The team had seven days left to debug and patch all the issues plaguing the project leading up to their third presentation on the 23rd annual Projects Day on April 28.

“On the 27th, everything should work,” Crews said to the WAR team. “We should carry it over to (Michie Stadium) and leave it overnight because you’re not going to have access to it anymore on the 27th. Then on the morning of the 28th, the (Secretary of the Army Christine Wormuth’s) helicopter will land, and, I’m telling you right now, your demo will be her first stop.”

It was three lessons ago leading up to Projects Day when Guizani finally hit his mark and made his most significant breakthrough. He along with the rest of the team, exhaled a sigh of relief when the robotic arm finally detected a human’s presence and came to a complete stop.

“It was the idea behind the code itself that led me to figuring it out,” Guizani said. “Once I understood the concept of what Lt. Col. Crews wanted me to do, I transformed the concept into a code. It became a process I applied piece by piece until I finally got it.”

As Projects Day kicked off early in the morning, everyone made their first stop at the WAR teamʼs section, and everything went off without a hitch.

Unfortunately, the Secretary of the Army did not show up due to a change of plans, but the show went on, and the team presented their capstone project successfully. From safety to ammo detection, all of the moving parts worked seamlessly.

“I just feel relieved,” Butts said. “I’m definitely satisfied with how far we got. We did a lot in a year. If you compare us to other counseling groups, a capstone team is usually working on one aspect of a project. We looked at the safety, movement, design and the gripping, a part from other elements.”

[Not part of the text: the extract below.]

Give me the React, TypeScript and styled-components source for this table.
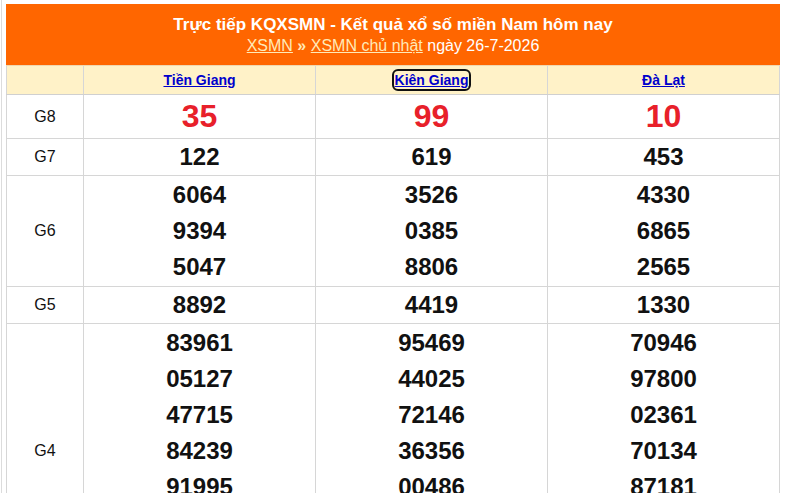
import React from "react";
import styled, { createGlobalStyle, css } from "styled-components";

const Global = createGlobalStyle`
  html, body { margin: 0; padding: 0; background: #fff; }
  body { font-family: "Liberation Sans", Arial, sans-serif; }
`;

const Page = styled.div`
  margin-left: 1px;
  border-left: 1px solid #dcdcdc;
  padding: 4px 0 0 4px;
  min-height: 493px;
  box-sizing: border-box;
`;

const Panel = styled.div`
  width: 774px;
`;

const Banner = styled.div`
  background: #ff6600;
  color: #fff;
  text-align: center;
  height: 62px;
  box-sizing: border-box;
  padding-top: 10px;
  border-bottom: 1px solid #f0d8b0;
`;

const Title = styled.h1`
  margin: 0;
  font-size: 17px;
  font-weight: bold;
  line-height: 21px;
`;

const Sub = styled.div`
  font-size: 16px;
  line-height: 22px;
  color: #fff;
`;

const SubLink = styled.a`
  color: #ffeab8;
  text-decoration: underline;
`;

const Sep = styled.span`
  color: #ffeab8;
  font-weight: bold;
`;

const Table = styled.table`
  width: 774px;
  border-collapse: collapse;
  table-layout: fixed;
`;

const HeadCell = styled.th`
  background: #fff2c8;
  height: 28px;
  padding: 0;
  border-left: 1px solid #d6d6d6;
  border-right: 1px solid #d6d6d6;
  border-bottom: 1px solid #d0d0d0;
  text-align: center;
  font-size: 14px;
  font-weight: bold;
`;

const ProvLink = styled.a<{ $focused?: boolean }>`
  color: #0000cc;
  text-decoration: underline;
  ${(p) =>
    p.$focused &&
    css`
      outline: 2px solid #111;
      outline-offset: 1px;
      border-radius: 3px;
    `}
`;

const Label = styled.td`
  width: 77px;
  border: 1px solid #d6d6d6;
  text-align: center;
  vertical-align: middle;
  font-size: 16px;
  color: #111;
  padding: 0;
`;

const Cell = styled.td<{ $pad?: number }>`
  border: 1px solid #d6d6d6;
  text-align: center;
  vertical-align: middle;
  padding: ${(p) => p.$pad ?? 0}px 0;
`;

const Num = styled.div<{ $big?: boolean }>`
  font-weight: bold;
  font-size: ${(p) => (p.$big ? "32px" : "24px")};
  line-height: ${(p) => (p.$big ? "43px" : "36px")};
  color: ${(p) => (p.$big ? "#e8202a" : "#111")};
`;

type Row = { label: string; values: string[][]; big?: boolean; pad?: number };

const rows: Row[] = [
  { label: "G8", values: [["35"], ["99"], ["10"]], big: true },
  { label: "G7", values: [["122"], ["619"], ["453"]] },
  {
    label: "G6",
    values: [
      ["6064", "9394", "5047"],
      ["3526", "0385", "8806"],
      ["4330", "6865", "2565"],
    ],
    pad: 1,
  },
  { label: "G5", values: [["8892"], ["4419"], ["1330"]] },
  {
    label: "G4",
    values: [
      ["83961", "05127", "47715", "84239", "91995", "00000", "00000"],
      ["95469", "44025", "72146", "36356", "00486", "00000", "00000"],
      ["70946", "97800", "02361", "70134", "87181", "00000", "00000"],
    ],
    pad: 1,
  },
];

export default function App() {
  return (
    <>
      <Global />
      <Page>
        <Panel>
          <Banner>
            <Title>Trực tiếp KQXSMN - Kết quả xổ số miền Nam hôm nay</Title>
            <Sub>
              <SubLink href="#">XSMN</SubLink> <Sep>»</Sep>{" "}
              <SubLink href="#">XSMN chủ nhật</SubLink> ngày 26-7-2026
            </Sub>
          </Banner>
          <Table>
            <colgroup>
              <col style={{ width: 77 }} />
              <col />
              <col />
              <col />
            </colgroup>
            <thead>
              <tr>
                <HeadCell />
                <HeadCell>
                  <ProvLink href="#">Tiền Giang</ProvLink>
                </HeadCell>
                <HeadCell>
                  <ProvLink href="#" $focused>
                    Kiên Giang
                  </ProvLink>
                </HeadCell>
                <HeadCell>
                  <ProvLink href="#">Đà Lạt</ProvLink>
                </HeadCell>
              </tr>
            </thead>
            <tbody>
              {rows.map((r) => (
                <tr key={r.label}>
                  <Label>{r.label}</Label>
                  {r.values.map((col, i) => (
                    <Cell key={i} $pad={r.pad}>
                      {col.map((v, j) => (
                        <Num key={j} $big={r.big}>
                          {v}
                        </Num>
                      ))}
                    </Cell>
                  ))}
                </tr>
              ))}
            </tbody>
          </Table>
        </Panel>
      </Page>
    </>
  );
}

For Murphy, it was amazing to reach the success he had mentioned previously during the Corps of Engineers Ball.

“It feels amazing. Obviously, this was a very stressful project to work on. I’d say definitely one of the hardest, if not the hardest one in the Mechanical and Civil Engineering Department,” Murphy said. “We had a lot of long nights. We were working every day on this capstone. So it feels good that all of our hard work and dedication to this project ended up producing something that people are interested in, that might make a positive change in the Army.”

Jette was thoroughly impressed with the progress the cadets made throughout the academic year and commended them for their arduous efforts.

“They took on a number of pretty challenging problems to resolve,” Jette said. “For example, the locking hook that attaches to the round is safe, and it will not let go even if it loses power. That may seem inconsequential to some, but you’re asking cadets, undergraduates, to design and build a real device that actually works.”

Randy Doyle, the Environmental Coordinator on the IAAAP staff, worked with Crews and the cadets since the start of the project. With 39 years of military service before retiring, it was awe-inspiring for Doyle to watch the WAR team contribute to the advancement of the Army warfighter.

“I’ve been around a long time, and I just never comprehended that we in the Army have evolved to this capability,” Doyle said. “I mean, we were trained to be warfighters and now we’re training our Soldiers how to equip the warfighter.”